PORTLAND, Maine — In Maine’s stronghold of progressive politics, Donald Trump’s surprise victory sent liberal Portlanders reeling.
In the West End, as more states turned in favor of the Republican presidential nominee on Tuesday evening, nervous-looking women gathered under the televisions at Ruski’s Tavern and ordered a round of drinks.
“I’ve always been a feminist, this makes me want to be one even more,” said Emma Doud, a Portland scientist. “To have a 70-year-old, lying misogynist at the helm is incomprehensible.”
Likewise, late Tuesday night Mayor Ethan Strimling said, “It’s devastating. I never imagined that America could elect somebody like Donald Trump.”

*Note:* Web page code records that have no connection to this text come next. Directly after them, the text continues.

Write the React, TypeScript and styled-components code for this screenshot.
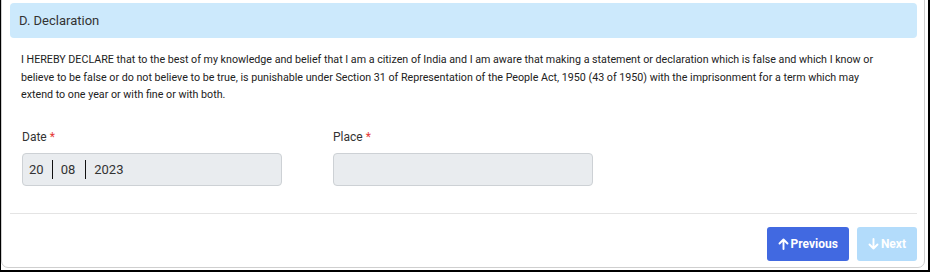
import styled, { createGlobalStyle } from "styled-components"

const GlobalStyle = createGlobalStyle`
  html, body {
    margin: 0;
    padding: 0;
    background: #ffffff;
  }
  body {
    font-family: Roboto, "Liberation Sans", Arial, sans-serif;
    color: #333333;
  }
`

const Frame = styled.div`
  box-sizing: border-box;
  width: 930px;
  height: 272px;
  border-left: 1px solid #000000;
  border-right: 2px solid #000000;
  border-bottom: 2px solid #000000;
  padding: 0 3px 1px 0;
  background: #ffffff;
  overflow: hidden;
`

const Card = styled.div`
  box-sizing: border-box;
  height: 100%;
  margin-top: -1px;
  border: 1px solid #cfcfcf;
  border-radius: 0 0 7px 7px;
  padding: 3px 7px 0 8px;
  display: flex;
  flex-direction: column;
`

const Header = styled.div`
  height: 35px;
  display: flex;
  align-items: center;
  padding: 0 9px;
  background: #cce9fc;
  border-radius: 4px;
  font-size: 13px;
  color: #333333;
`

const Body = styled.div`
  padding: 0 11px;
`

const Declaration = styled.p`
  max-width: 869px;
  margin: 13px 0 0;
  font-size: 10.7px;
  line-height: 17.6px;
  color: #222222;
`

const FieldRow = styled.div`
  display: grid;
  grid-template-columns: 260px 260px;
  column-gap: 51px;
  margin: 26px 0 0 1px;
`

const Field = styled.div`
  display: flex;
  flex-direction: column;
`

const Label = styled.label`
  font-size: 12px;
  color: #333333;
  line-height: 14px;
  margin-bottom: 9px;
  & > span {
    color: #e53935;
    margin-left: 3px;
  }
`

const InputBox = styled.div`
  box-sizing: border-box;
  height: 33px;
  background: #e9ecef;
  border: 1px solid #cdd1d5;
  border-radius: 4px;
  display: flex;
  align-items: center;
  padding: 0 6px;
  font-size: 13px;
  color: #333333;
`

const DatePart = styled.span<{ divided?: boolean }>`
  padding: 0 8px 0 ${({ divided }) => (divided ? "8px" : "0")};
  line-height: 19px;
  ${({ divided }) => divided && "border-left: 1px solid #111111;"}
  &:nth-child(2) {
    padding-right: 10px;
  }
`

const Divider = styled.hr`
  border: none;
  border-top: 1px solid #e4e4e4;
  margin: 27px 0 0;
`

const Footer = styled.div`
  display: flex;
  justify-content: flex-end;
  gap: 8px;
  margin-top: 13px;
`

const NavButton = styled.button<{ disabled?: boolean }>`
  height: 34px;
  border: none;
  border-radius: 3px;
  padding: 0 11px;
  display: flex;
  align-items: center;
  gap: 2px;
  font-family: Roboto, "Liberation Sans", Arial, sans-serif;
  font-size: 12px;
  font-weight: 700;
  color: #ffffff;
  background: ${({ disabled }) => (disabled ? "#b3dcfb" : "#4169e1")};
  cursor: ${({ disabled }) => (disabled ? "default" : "pointer")};
`

const Arrow = ({ down }: { down?: boolean }) => (
  <svg width="11" height="12" viewBox="0 0 11 12" fill="none">
    <g transform={down ? "rotate(180 5.5 6)" : undefined}>
      <path d="M5.5 11V1.5M1.5 5.5L5.5 1.5L9.5 5.5" stroke="#ffffff" strokeWidth="1.9" strokeLinecap="round" strokeLinejoin="round" />
    </g>
  </svg>
)

const App = () => {
  return (
    <>
      <GlobalStyle />
      <Frame>
        <Card>
          <Header>D. Declaration</Header>
          <Body>
            <Declaration>
              I HEREBY DECLARE that to the best of my knowledge and belief that I am a citizen of India and I am aware that making a statement or declaration which is false and which I know or believe to be false or do not believe to be true, is punishable under Section 31 of Representation of the People Act, 1950 (43 of 1950) with the imprisonment for a term which may extend to one year or with fine or with both.
            </Declaration>
            <FieldRow>
              <Field>
                <Label>Date<span>*</span></Label>
                <InputBox>
                  <DatePart>20</DatePart>
                  <DatePart divided>08</DatePart>
                  <DatePart divided>2023</DatePart>
                </InputBox>
              </Field>
              <Field>
                <Label>Place<span>*</span></Label>
                <InputBox />
              </Field>
            </FieldRow>
          </Body>
          <Divider />
          <Footer>
            <NavButton>
              <Arrow /> Previous
            </NavButton>
            <NavButton disabled>
              <Arrow down /> Next
            </NavButton>
          </Footer>
        </Card>
      </Frame>
    </>
  )
}

export default App
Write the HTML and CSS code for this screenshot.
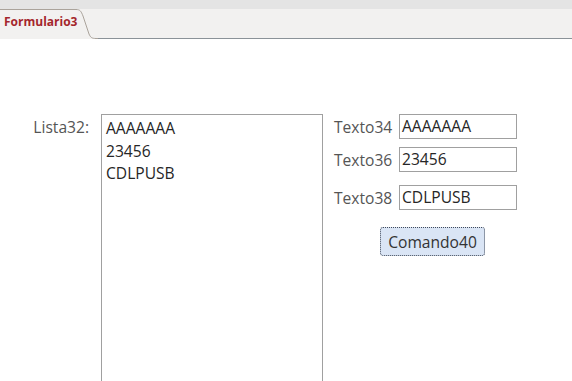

It’s a sentiment that runs deep in the typically progressive city of Portland, which had the highest percentage of Hillary Clinton voters of any Maine municipality — 76 percent, compared with Trump’s 18 percent, according to the latest tallies compiled by the Bangor Daily News. Clinton would ultimately win the popular vote across the state, though Trump took one electoral vote.
Clinton’s shocking defeat came the same night that voters elected the city’s first Muslim immigrant, Pious Ali, to the city council. And the election of a presidential candidate who at various points has called for a ban on Muslims entering the country, and a wall along the Mexican border, struck many across Maine’s most diverse city like a body blow.
“This is a turning point in America, where we have become afraid of our fellow neighbors,” said Michael Sylvester, who was elected into the State House in District 39 Tuesday night. “This is horrific.”
Some female Portlanders were equally horrified that the country had elected a candidate who bragged into a hot microphone in 2005 about how he used if fame and wealth to kiss women without their consent and “grab them by the pussy.”
Trump claimed he’d never acted on these words during a presidential debate and apologized for the comment that he dismissed as mere “locker room talk.” But following the debate numerous woman stepped forward to say that Trump had sexually assaulted them. The soon to be President-elect has denied those claims and threatened to sue the women.
On a break from pulling espressos at Congress Street coffee shop Speckled Ax, Megan Michaels said Wednesday that Trump’s election has her concerned about the safety of American women.
“It’s like half of the country doesn’t care about the impact a misogynist president will have on women,” Michaels, 25, said.
Michaels was relieved that Portland went solidly blue, but worried that Trump winning the 2nd Congressional District shows Maine to be split much like America, with a disconnect between the more monied, liberal coast and poorer, more conservative interior. She remained undaunted and plans to stand up for progressive values that she feels define Portland.
“It’s terrifying, but LePage is quite similar and he didn’t ruin Maine for me,” she said. Trump “won’t ruin America for me either.”